Athina Rachel Tsangari rompe con todo lo conocido en Harvest desde su aspecto visual y narrativo, pero afina su visión cruel del mundo que ya resaltó con cierta ironía tanto en Attenberg como en Chevalier. Es lógico ese cambio de prisma al tratar una historia impropia, adaptando la novela homónima de Jim Crace, convirtiendo en palpable y sensorial los escritos de otra persona.

Harvest se desata en sus inicios al encontrar a Walter (el nombre de un Caleb Landry Jones dispuesto a mutar sus gestos de un modo terrenal) embadurnado con la naturaleza que le rodea, intentando mimetizarse con un entorno vívido, colorido y húmedo para afirmar que Tsangari necesita evolucionar la sensación de pertenencia de los habitantes de este pequeño pueblo sin nombre. Es una toma de contacto y no necesariamente el espíritu continuo del film, una forma de inspirar el sentimiento compartido de sentirse involucrado con el terreno que pisan sus personajes.
A partir de aquí, podemos pensar en el Cuento de Navidad de Dickens, puesto que esta población, un lugar anclado en un tiempo inconcreto, recibe tres visitas que cambian todo su mundo conocido en los días siguientes a la cosecha anual. No son visitas dispuestas a mostrar el pasado, el presente y las consecuencias futuras, pero sí son unas que, por contraste, revolucionan ese concepto de pertenencia y de clase que conocían hasta el momento. Walter es la voz, el simple observador y el foco de este final anunciado. En compañía del hombre observamos una rutina mil veces repetida que se ve adulterada por la presencia de extraños, llegados para en mayor o menor medida provocar un cambio en esa gente que solo conoce el hábito, para bien o para mal.

La espectacular fotografía de Harvest nos invita a pensar en lo pictórico y costumbrista. Los colores del terreno, vivos y cálidos conviven con toda la gama de ropajes que condimentan el paisaje. El grano y el fuego son elementos fundamentales que visten el drama y el jolgorio común, a la vez que sirven de motivación para medrar en una normalidad inusual, folclórica, aberrante. En su primera parte es el conflicto interno el que reluce en la trama, los quehaceres, los roles de convivencia y la imperiosa necesidad de salir de su papel en plenas festividades, algo también dentro del control de un lugar pequeño, ajeno a lo que sucede fuera de ese no demarcado terreno en el que conviven familias, animales y el bullicioso silencio que confirma estar lejos de todo. Una comunidad imperfecta que conoce su lugar en el mundo, pese a no conocer qué existe a su alrededor, como si de otro mundo se tratase. Su sentido salvaje se mimetiza con la rutina expuesta, para foráneos es un resultado pintoresco, para los propios esos foráneos son extraños a los que repudiar, pero este paseo por lo exclusivo es raro y atractivo a partes iguales, un reflejo minúsculo de una sociedad condenada a desaparecer cuando la modernidad les fagocite.

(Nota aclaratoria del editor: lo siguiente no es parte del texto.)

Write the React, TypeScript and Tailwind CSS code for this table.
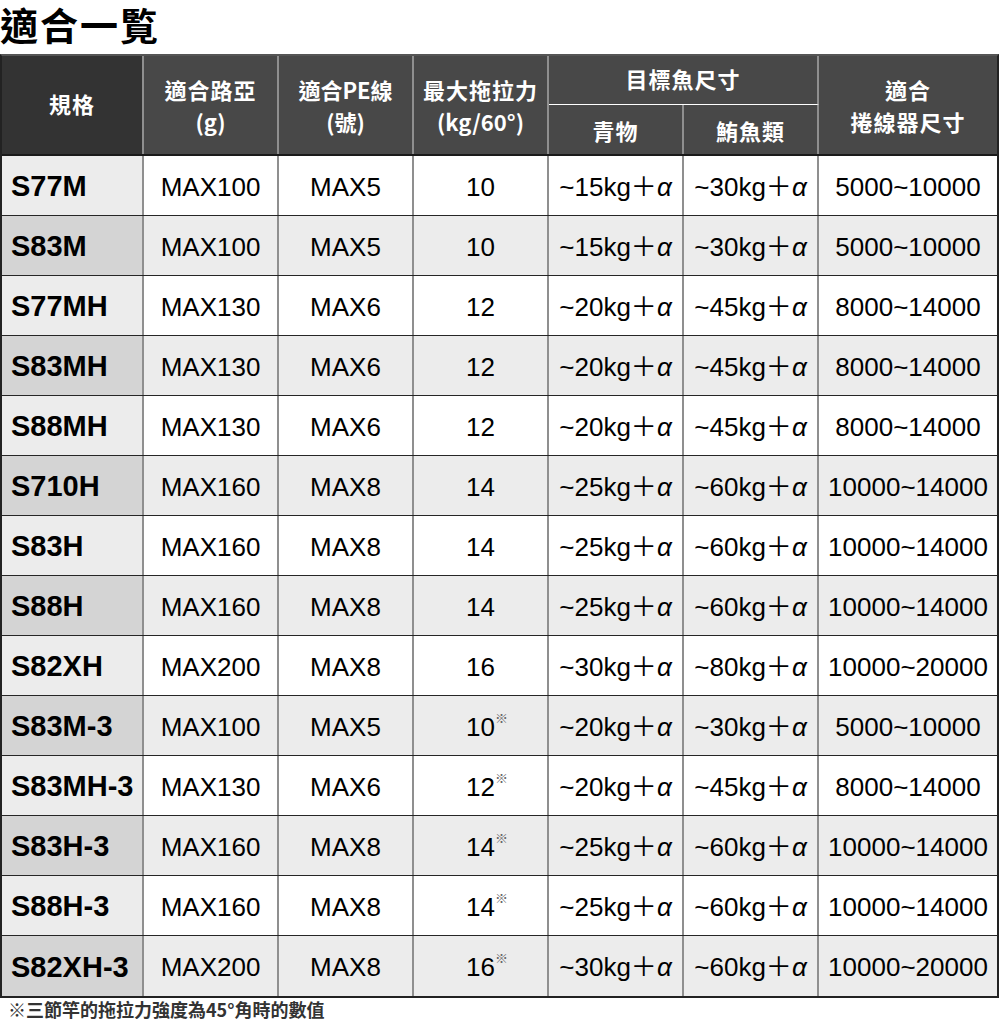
import React from "react";

type Row = { m: string; lure: string; pe: string; drag: string; star?: boolean; a: string; b: string; reel: string };

const rows: Row[] = [
  { m: "S77M", lure: "MAX100", pe: "MAX5", drag: "10", a: "15", b: "30", reel: "5000~10000" },
  { m: "S83M", lure: "MAX100", pe: "MAX5", drag: "10", a: "15", b: "30", reel: "5000~10000" },
  { m: "S77MH", lure: "MAX130", pe: "MAX6", drag: "12", a: "20", b: "45", reel: "8000~14000" },
  { m: "S83MH", lure: "MAX130", pe: "MAX6", drag: "12", a: "20", b: "45", reel: "8000~14000" },
  { m: "S88MH", lure: "MAX130", pe: "MAX6", drag: "12", a: "20", b: "45", reel: "8000~14000" },
  { m: "S710H", lure: "MAX160", pe: "MAX8", drag: "14", a: "25", b: "60", reel: "10000~14000" },
  { m: "S83H", lure: "MAX160", pe: "MAX8", drag: "14", a: "25", b: "60", reel: "10000~14000" },
  { m: "S88H", lure: "MAX160", pe: "MAX8", drag: "14", a: "25", b: "60", reel: "10000~14000" },
  { m: "S82XH", lure: "MAX200", pe: "MAX8", drag: "16", a: "30", b: "80", reel: "10000~20000" },
  { m: "S83M-3", lure: "MAX100", pe: "MAX5", drag: "10", star: true, a: "20", b: "30", reel: "5000~10000" },
  { m: "S83MH-3", lure: "MAX130", pe: "MAX6", drag: "12", star: true, a: "20", b: "45", reel: "8000~14000" },
  { m: "S83H-3", lure: "MAX160", pe: "MAX8", drag: "14", star: true, a: "25", b: "60", reel: "10000~14000" },
  { m: "S88H-3", lure: "MAX160", pe: "MAX8", drag: "14", star: true, a: "25", b: "60", reel: "10000~14000" },
  { m: "S82XH-3", lure: "MAX200", pe: "MAX8", drag: "16", star: true, a: "30", b: "60", reel: "10000~20000" },
];

const font = { fontFamily: '"Liberation Sans", "Noto Sans CJK TC", sans-serif' };
const cjk = { fontFamily: '"Noto Sans CJK TC", "Liberation Sans", sans-serif' };

const cols = "grid grid-cols-[142px_135px_135px_135px_135px_135px_1fr]";

function Kg({ v }: { v: string }) {
  return (
    <span className="whitespace-nowrap">
      ~{v}kg<span>＋</span>
      <span className="italic">α</span>
    </span>
  );
}

export default function App() {
  return (
    <div className="w-[1000px] bg-white text-black" style={font}>
      <div className="h-[54px] flex items-center pb-[6px]">
        <h1 className="text-[38px] font-bold leading-[46px] tracking-[2px] whitespace-nowrap" style={cjk}>適合一覧</h1>
      </div>
      <div className="w-[999px] border-2 border-[#222] border-t-[#555]">
        {/* header */}
        <div className={`${cols} grid-rows-[49px_49px] border-b-2 border-[#1a1a1a] text-white font-bold text-[22px] leading-[32px]`} style={cjk}>
          <div className="row-span-2 bg-[#333333] border-r-2 border-[#8f8f8f] flex items-center justify-center tracking-[1px] pb-[4px]">規格</div>
          <div className="row-span-2 bg-[#484848] border-r-2 border-[#8f8f8f] flex flex-col items-center justify-center">
            <span className="tracking-[1px]">適合路亞</span>
            <span>(g)</span>
          </div>
          <div className="row-span-2 bg-[#484848] border-r-2 border-[#8f8f8f] flex flex-col items-center justify-center">
            <span>適合PE線</span>
            <span>(號)</span>
          </div>
          <div className="row-span-2 bg-[#484848] border-r-2 border-[#8f8f8f] flex flex-col items-center justify-center">
            <span className="tracking-[1px]">最大拖拉力</span>
            <span>(kg/60°)</span>
          </div>
          <div className="col-span-2 bg-[#484848] border-r-2 border-b border-[#8f8f8f] border-b-white flex items-center justify-center pb-[4px] tracking-[1px]">目標魚尺寸</div>
          <div className="row-span-2 bg-[#484848] flex flex-col items-center justify-center tracking-[1px]">
            <span>適合</span>
            <span>捲線器尺寸</span>
          </div>
          <div className="bg-[#484848] border-r-2 border-[#8f8f8f] flex items-center justify-center tracking-[1px]">青物</div>
          <div className="bg-[#484848] border-r-2 border-[#8f8f8f] flex items-center justify-center tracking-[1px]">鮪魚類</div>
        </div>
        {/* body */}
        {rows.map((r, i) => {
          const even = i % 2 === 1;
          const first = even ? "bg-[#d4d4d4]" : "bg-[#ececec]";
          const rest = even ? "bg-[#ececec]" : "bg-white";
          const last = i === rows.length - 1;
          const cell = `border-r-2 border-[#8f8f8f] flex items-center justify-center pt-[3px] ${rest}`;
          return (
            <div key={r.m} className={`${cols} h-[60px] text-[26px] ${last ? "" : "border-b border-[#262626]"}`}>
              <div className={`border-r-2 border-[#8f8f8f] flex items-center pl-[9px] pt-[3px] font-bold text-[29px] ${first}`}>{r.m}</div>
              <div className={cell}>{r.lure}</div>
              <div className={cell}>{r.pe}</div>
              <div className={cell}>
                <span className="relative">
                  {r.drag}
                  {r.star && (
                    <span className="absolute left-full top-[3px] text-[13px] leading-none text-[#666]" style={cjk}>※</span>
                  )}
                </span>
              </div>
              <div className={cell}><Kg v={r.a} /></div>
              <div className={cell}><Kg v={r.b} /></div>
              <div className={`flex items-center justify-center pt-[3px] ${rest}`}>{r.reel}</div>
            </div>
          );
        })}
      </div>
      <div className="pl-[8px] pt-[1px] text-[18px] font-bold leading-[20px] text-[#333] whitespace-nowrap" style={cjk}>
        ※三節竿的拖拉力強度為45°角時的數值
      </div>
    </div>
  );
}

Esos foráneos que se acercan al lugar, cada uno con un propósito concreto, nos llevan a una segunda parte que se apropia de lo explicativo y lo dramático. La evolución hasta entonces parsimoniosa avanza a pasos agigantados y se ve sometida al contraste. El cuento bucólico se transforma en algo terrorífico, a la vez que el concepto de pertenencia se va diluyendo frente a los deseos de los recién llegados. Nos ofrece así una visión crítica y cruel al ver cómo se aniquila el medio rural, la idealista interpretación de la igualdad en tierra de señores y sirvientes, bajo la siempre falsa expectativa de ser todos iguales por convivir juntos.
Athina Rachel Tsangari se vuelve traviesa y rebusca en su fondo incisivo para enarbolar la anarquía previa a la implantación de las normas de los que llegaron últimos. Las vistas siguen siendo bucólicas, los colores vivos, pero los habitantes mudan su piel ante la amenaza de cambio que sobreviene en una película inteligente y fascinante, capaz de sintetizar el sentimiento de un grupo frente a los cambios que atraen irremediablemente el paso del tiempo.